Problem description |
Your task is to filter the data below down to the lines holding "index".

-----

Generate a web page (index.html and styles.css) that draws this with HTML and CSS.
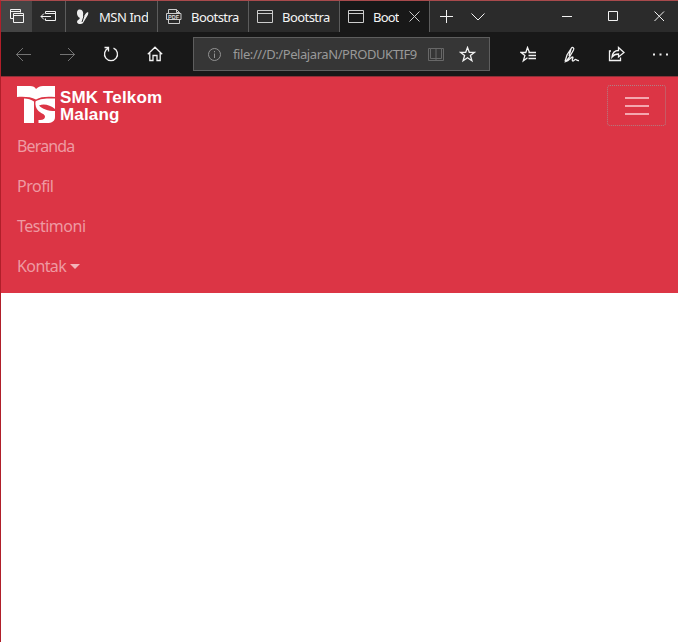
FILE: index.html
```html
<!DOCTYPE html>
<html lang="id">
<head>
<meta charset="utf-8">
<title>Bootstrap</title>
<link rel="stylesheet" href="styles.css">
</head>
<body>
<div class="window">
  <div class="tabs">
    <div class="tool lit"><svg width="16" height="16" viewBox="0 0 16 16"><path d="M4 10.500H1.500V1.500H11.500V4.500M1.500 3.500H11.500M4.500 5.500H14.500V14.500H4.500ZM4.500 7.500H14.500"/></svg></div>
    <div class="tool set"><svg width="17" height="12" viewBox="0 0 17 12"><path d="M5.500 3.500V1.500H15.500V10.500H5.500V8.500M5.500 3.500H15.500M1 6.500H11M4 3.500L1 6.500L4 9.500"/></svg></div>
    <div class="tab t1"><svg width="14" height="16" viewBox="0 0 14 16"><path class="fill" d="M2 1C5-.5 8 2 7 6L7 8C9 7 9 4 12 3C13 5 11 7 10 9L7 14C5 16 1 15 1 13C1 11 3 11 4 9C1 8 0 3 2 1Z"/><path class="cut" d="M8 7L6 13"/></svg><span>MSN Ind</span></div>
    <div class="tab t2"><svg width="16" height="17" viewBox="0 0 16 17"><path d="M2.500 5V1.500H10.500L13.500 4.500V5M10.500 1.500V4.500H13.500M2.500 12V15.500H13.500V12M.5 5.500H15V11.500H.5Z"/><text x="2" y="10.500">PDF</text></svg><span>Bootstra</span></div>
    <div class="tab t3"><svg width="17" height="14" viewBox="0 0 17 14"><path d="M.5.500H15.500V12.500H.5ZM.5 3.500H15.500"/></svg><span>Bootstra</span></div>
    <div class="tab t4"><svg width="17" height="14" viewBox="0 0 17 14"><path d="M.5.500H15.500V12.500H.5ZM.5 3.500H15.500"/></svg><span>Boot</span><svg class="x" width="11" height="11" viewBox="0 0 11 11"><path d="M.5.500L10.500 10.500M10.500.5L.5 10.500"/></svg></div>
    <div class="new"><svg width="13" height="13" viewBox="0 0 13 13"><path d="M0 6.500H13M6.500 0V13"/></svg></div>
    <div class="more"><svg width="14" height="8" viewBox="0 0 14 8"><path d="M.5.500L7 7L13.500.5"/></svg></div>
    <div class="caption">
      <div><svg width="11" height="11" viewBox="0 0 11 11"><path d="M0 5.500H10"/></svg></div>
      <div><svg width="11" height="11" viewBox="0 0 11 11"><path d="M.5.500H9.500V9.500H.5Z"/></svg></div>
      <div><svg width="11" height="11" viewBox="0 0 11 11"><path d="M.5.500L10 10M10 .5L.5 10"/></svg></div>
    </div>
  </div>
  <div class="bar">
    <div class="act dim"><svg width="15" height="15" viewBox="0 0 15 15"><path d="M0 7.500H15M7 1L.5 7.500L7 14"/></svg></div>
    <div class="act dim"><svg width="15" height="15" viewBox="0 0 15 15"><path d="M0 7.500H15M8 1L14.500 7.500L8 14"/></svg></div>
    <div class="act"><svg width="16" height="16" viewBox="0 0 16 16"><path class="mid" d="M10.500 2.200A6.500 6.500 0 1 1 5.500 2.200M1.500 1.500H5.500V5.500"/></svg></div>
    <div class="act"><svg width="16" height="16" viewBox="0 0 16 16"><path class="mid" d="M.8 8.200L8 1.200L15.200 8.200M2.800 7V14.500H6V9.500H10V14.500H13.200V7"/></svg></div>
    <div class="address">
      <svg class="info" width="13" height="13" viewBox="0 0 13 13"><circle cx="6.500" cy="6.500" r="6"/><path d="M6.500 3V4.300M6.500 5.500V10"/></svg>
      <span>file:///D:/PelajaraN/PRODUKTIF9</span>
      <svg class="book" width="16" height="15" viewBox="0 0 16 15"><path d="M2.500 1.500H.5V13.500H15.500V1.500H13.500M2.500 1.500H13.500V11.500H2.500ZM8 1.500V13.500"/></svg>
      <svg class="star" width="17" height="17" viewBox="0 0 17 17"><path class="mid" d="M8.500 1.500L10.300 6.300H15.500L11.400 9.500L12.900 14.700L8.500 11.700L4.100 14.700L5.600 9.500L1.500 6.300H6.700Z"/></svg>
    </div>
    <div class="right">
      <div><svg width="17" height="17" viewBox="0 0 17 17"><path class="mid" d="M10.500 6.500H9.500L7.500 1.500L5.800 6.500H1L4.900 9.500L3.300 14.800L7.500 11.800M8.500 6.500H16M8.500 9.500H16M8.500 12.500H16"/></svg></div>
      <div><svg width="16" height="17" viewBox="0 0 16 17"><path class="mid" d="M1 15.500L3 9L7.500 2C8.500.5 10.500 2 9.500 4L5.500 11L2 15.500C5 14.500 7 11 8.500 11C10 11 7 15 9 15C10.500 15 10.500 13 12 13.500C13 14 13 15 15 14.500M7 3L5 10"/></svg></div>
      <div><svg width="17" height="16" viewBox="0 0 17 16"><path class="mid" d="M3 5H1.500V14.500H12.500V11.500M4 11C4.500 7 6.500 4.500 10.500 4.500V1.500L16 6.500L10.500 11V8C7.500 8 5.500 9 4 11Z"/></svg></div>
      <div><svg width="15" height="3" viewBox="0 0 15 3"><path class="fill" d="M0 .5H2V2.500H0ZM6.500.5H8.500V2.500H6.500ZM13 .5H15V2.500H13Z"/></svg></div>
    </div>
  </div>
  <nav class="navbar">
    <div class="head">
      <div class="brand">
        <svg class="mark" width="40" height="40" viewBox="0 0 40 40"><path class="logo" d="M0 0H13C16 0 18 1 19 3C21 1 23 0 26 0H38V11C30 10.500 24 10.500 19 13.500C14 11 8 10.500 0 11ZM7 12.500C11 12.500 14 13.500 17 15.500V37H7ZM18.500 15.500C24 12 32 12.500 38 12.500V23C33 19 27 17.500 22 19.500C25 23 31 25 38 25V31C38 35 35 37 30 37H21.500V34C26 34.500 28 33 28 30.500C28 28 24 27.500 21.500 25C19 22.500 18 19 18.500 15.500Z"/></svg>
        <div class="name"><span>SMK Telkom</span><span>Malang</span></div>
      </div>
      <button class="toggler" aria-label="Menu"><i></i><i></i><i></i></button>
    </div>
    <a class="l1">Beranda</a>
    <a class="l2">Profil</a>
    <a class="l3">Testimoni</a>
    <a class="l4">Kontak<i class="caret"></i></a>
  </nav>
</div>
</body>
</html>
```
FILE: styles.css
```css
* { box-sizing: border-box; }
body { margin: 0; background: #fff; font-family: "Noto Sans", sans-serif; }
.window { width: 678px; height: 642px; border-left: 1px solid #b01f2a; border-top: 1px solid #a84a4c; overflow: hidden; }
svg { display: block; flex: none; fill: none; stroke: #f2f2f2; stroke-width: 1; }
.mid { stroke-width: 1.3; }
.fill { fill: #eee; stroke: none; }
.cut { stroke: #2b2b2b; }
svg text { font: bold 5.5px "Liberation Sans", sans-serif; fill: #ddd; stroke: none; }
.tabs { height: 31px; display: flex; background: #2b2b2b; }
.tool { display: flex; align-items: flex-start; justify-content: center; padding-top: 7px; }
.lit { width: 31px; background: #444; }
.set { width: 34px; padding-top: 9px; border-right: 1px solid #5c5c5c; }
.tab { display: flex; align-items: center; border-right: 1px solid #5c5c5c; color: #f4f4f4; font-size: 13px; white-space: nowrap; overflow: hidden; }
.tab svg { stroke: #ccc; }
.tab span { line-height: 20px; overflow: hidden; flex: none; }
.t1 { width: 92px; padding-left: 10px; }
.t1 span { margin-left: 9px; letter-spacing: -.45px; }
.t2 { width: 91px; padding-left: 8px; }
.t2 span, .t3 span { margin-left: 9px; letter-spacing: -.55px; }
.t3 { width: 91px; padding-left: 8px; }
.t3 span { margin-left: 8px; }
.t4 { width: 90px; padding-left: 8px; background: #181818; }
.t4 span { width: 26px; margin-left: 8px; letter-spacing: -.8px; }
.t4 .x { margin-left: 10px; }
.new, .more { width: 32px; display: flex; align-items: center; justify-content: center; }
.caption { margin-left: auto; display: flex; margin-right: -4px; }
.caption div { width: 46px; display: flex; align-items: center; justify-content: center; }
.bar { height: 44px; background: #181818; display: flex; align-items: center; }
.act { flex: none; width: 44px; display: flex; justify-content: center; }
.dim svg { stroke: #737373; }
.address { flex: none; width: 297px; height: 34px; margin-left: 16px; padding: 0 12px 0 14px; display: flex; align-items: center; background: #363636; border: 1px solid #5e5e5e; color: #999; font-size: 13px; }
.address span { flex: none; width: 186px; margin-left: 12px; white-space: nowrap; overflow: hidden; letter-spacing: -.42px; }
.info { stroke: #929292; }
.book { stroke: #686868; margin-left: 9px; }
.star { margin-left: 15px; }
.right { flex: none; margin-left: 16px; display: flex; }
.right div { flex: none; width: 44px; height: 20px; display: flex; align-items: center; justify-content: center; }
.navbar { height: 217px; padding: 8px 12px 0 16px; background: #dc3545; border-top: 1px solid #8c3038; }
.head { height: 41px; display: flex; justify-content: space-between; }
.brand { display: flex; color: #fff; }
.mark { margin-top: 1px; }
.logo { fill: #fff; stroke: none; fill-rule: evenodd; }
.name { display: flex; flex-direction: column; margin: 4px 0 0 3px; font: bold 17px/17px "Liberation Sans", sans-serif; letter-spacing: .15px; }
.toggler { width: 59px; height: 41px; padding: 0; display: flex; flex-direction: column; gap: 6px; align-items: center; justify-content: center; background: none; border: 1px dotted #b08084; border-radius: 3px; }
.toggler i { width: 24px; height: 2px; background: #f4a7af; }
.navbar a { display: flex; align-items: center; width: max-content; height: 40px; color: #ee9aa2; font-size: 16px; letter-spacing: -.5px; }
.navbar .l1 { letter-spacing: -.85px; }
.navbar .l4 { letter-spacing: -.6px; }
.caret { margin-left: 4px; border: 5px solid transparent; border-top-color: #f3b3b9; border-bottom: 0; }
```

-----

Task result |
Generate a web page (index.html and styles.css) that draws this with HTML and CSS.
FILE: index.html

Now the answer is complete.